Ambiente

Stop inceneritori, Zero Waste Ue avvisa Bruxelles

di Angelo Vitale -


Stop inceneritori: quando è troppo, è troppo. Zero Waste Europe, la rete ambientalista che raggruppa 35 realtà e che partecipa al processo decisionale europeo lavorando per un futuro a rifiuti zero, ha pubblicato un rapporto in cui – “senza alcun approccio ideologico”, precisa – evidenzia una forte preoccupazione critica riguardo alle capacità in eccesso per l’incenerimento dei rifiuti nell’Unione Europea.

Da anni, senza aver voluto affermare parole e direttive precise sugli inceneritori, la Commissione europea si è sostanzialmente ritagliata il ruolo di “amico saggio” degli Stati membri, lasciandoli liberi in un’autonomia che ora dimostra tutta la sua impasse. Zero Waste Europe rivela un modello preoccupante di crescita annuale della capacità di incenerimento dei rifiuti, con un surplus che ha già raggiunto i 60 milioni di tonnellate nel 2020 e un potenziale per raggiungere l’incredibile cifra di 220 milioni di tonnellate entro il 2023. Perciò il rapporto sottolinea l’urgente necessità di misure e raccomanda una rivalutazione della posizione dell’incenerimento nella gerarchia dei rifiuti, potenzialmente riclassificandolo come operazione di smaltimento, per promuovere pratiche di gestione dei rifiuti più sostenibili in tutta la regione.

Sessanta milioni di sovracapacità in Europa e 1 milione e 50mila tonnellate in Italia, ove gli inceneritori sono 37. In Lombardia sono 13 e già dieci anni fa Legambiente ne stimava il futuro a 15 anni, cioè oggi, con una decrescita tra il 35 e il 70% di sfruttamento della capacità. Alcuni degli impianti, per quanti ne studiano una evoluzione senza futuro, “sono morti che camminano”, ideati e nati senza mettere in bilancio i costi finali, quelli successivi al loro smantellamento e alle bonifiche complessive che ne derivano.

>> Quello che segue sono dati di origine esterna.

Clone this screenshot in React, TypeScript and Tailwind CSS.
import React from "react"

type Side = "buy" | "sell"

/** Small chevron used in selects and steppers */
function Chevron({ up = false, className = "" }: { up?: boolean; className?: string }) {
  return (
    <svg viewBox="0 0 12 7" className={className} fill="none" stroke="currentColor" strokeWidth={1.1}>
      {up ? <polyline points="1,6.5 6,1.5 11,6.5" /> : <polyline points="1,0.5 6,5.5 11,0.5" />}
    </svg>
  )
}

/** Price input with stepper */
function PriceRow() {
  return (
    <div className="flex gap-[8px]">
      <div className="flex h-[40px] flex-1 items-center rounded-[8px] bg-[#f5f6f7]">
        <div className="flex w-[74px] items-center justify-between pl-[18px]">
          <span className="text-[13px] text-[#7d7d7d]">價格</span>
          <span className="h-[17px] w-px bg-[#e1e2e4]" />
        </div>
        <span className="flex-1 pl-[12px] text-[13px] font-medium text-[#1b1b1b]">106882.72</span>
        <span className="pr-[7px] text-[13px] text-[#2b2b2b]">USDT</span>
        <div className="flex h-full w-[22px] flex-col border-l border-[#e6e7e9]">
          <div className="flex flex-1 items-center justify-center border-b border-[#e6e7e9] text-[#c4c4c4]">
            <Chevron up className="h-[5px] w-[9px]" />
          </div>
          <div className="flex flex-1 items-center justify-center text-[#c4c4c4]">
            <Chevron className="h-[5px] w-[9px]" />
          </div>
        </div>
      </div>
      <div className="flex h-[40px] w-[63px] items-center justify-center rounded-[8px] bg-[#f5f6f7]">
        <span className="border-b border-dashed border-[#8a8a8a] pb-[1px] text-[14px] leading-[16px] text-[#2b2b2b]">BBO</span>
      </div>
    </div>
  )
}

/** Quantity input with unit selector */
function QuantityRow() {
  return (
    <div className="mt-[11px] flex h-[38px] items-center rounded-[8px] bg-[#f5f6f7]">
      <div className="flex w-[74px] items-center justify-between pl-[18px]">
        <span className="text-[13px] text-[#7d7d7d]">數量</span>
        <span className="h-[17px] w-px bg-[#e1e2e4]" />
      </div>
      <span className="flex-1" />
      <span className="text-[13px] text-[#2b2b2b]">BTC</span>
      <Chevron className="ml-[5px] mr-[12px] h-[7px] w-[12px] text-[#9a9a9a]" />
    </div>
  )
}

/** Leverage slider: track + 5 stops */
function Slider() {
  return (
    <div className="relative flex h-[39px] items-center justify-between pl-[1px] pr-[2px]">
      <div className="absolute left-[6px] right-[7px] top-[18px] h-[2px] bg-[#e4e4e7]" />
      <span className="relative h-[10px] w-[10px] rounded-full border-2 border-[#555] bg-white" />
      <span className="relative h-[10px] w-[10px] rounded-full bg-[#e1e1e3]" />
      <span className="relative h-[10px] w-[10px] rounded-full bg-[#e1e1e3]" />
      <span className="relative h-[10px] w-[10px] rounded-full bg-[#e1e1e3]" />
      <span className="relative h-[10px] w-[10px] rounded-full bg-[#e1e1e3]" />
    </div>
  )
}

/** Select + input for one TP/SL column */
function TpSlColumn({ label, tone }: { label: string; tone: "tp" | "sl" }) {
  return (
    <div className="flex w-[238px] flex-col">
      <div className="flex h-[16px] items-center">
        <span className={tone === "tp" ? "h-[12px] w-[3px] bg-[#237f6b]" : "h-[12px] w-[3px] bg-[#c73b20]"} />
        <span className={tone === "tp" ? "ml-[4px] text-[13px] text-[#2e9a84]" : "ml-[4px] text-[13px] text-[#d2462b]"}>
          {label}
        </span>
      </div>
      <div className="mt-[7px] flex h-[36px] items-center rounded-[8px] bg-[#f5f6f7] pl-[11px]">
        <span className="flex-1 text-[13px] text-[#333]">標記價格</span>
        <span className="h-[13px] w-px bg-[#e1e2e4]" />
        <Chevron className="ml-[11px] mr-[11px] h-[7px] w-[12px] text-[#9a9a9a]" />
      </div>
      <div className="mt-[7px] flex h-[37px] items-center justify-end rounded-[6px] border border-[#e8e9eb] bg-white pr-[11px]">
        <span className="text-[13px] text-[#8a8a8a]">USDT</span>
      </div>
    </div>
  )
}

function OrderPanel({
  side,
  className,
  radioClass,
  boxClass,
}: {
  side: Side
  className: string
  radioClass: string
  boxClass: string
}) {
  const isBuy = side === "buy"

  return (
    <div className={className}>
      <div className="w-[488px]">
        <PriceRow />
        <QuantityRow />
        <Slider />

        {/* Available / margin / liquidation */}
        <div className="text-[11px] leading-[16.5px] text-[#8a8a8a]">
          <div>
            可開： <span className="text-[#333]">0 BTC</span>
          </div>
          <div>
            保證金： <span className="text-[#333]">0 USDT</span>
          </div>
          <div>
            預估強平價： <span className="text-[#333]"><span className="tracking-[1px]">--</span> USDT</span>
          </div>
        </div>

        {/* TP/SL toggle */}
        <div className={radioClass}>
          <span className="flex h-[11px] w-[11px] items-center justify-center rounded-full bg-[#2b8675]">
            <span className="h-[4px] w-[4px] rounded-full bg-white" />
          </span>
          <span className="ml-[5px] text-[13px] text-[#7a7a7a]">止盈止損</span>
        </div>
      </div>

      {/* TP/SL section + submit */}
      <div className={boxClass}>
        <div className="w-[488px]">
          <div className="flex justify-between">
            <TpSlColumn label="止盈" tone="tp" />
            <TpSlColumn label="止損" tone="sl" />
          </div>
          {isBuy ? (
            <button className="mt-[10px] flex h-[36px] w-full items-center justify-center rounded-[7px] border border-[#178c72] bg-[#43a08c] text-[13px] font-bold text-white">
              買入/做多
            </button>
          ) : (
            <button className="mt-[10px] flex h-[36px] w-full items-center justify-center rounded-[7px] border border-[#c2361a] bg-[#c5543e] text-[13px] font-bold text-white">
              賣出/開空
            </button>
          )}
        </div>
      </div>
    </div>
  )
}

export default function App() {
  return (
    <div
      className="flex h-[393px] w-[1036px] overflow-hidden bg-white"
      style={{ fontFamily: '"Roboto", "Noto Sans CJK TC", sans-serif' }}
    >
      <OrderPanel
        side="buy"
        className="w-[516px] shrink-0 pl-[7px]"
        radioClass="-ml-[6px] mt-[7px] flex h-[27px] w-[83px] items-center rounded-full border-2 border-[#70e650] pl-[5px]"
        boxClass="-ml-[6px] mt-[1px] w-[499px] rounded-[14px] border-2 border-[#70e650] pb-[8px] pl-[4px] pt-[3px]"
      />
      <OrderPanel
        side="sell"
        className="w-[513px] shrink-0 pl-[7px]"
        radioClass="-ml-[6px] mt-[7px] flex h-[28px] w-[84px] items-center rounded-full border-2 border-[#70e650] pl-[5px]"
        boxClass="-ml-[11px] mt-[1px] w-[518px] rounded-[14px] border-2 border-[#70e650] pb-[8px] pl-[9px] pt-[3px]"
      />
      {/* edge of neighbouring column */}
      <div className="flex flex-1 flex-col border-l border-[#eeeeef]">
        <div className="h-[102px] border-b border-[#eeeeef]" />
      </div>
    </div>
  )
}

Un sistema, così come “tira avanti”, che nei fatti frena e rallenta il futuro della raccolta differenziata, alimentato come è da tonnellate di rifiuti indifferenziati (anche perché non correttamente e completamente selezionati) che inglobano innanzitutto i residui della plastica non riciclata. “Producono energia rinnovabile”, afferma l’industry del comparto. Non è rinnovabile – dicono i contestatori della tecnologia dell’incenerimento – ed è responsabile di un gran numero di emissioni di anidride carbonica fossile. Andando contro la tanto ricercata decarbonizzazione e dimenticando che l’impronta carbonica dell’incenerimento sarà soggetta nel 2028, tra poco più di 4 anni, ad una tax della quale non si conosce ancora l’onere.

Invece, in Europa con politiche ogni volta differenti, perché diversificate sono le politiche nazionali di trattamento dei rifiuti, e in Italia ove è ricorrente il pensiero ad immaginare nuovi inceneritori anche di piccola taglia – in Umbria, a Pordenone, a Trento e altrove – si preferisce il rewamping, la rimodulazione degli impianti, la differenziazione della loro alimentazione, acquisendo nel ciclo di produzione dell’energia anche i fanghi di depurazione. Sostenendo addirittura, per questi ultimi, che ne sia migliore destinazione quella per l’incenerimento, a discapito di una migliore ricerca per non disperdere per esempio il fosforo, utile all’agricoltura e minerale raro nel nostro Paese.

Perciò il rapporto chiede un stop inceneritori e sottolinea l’urgente necessità di misure Ue e raccomanda di rivalutare la posizione dell’incenerimento nella gerarchia dei rifiuti, per riclassificarlo potenzialmente come operazione di smaltimento e per promuovere pratiche di gestione dei rifiuti più sostenibili.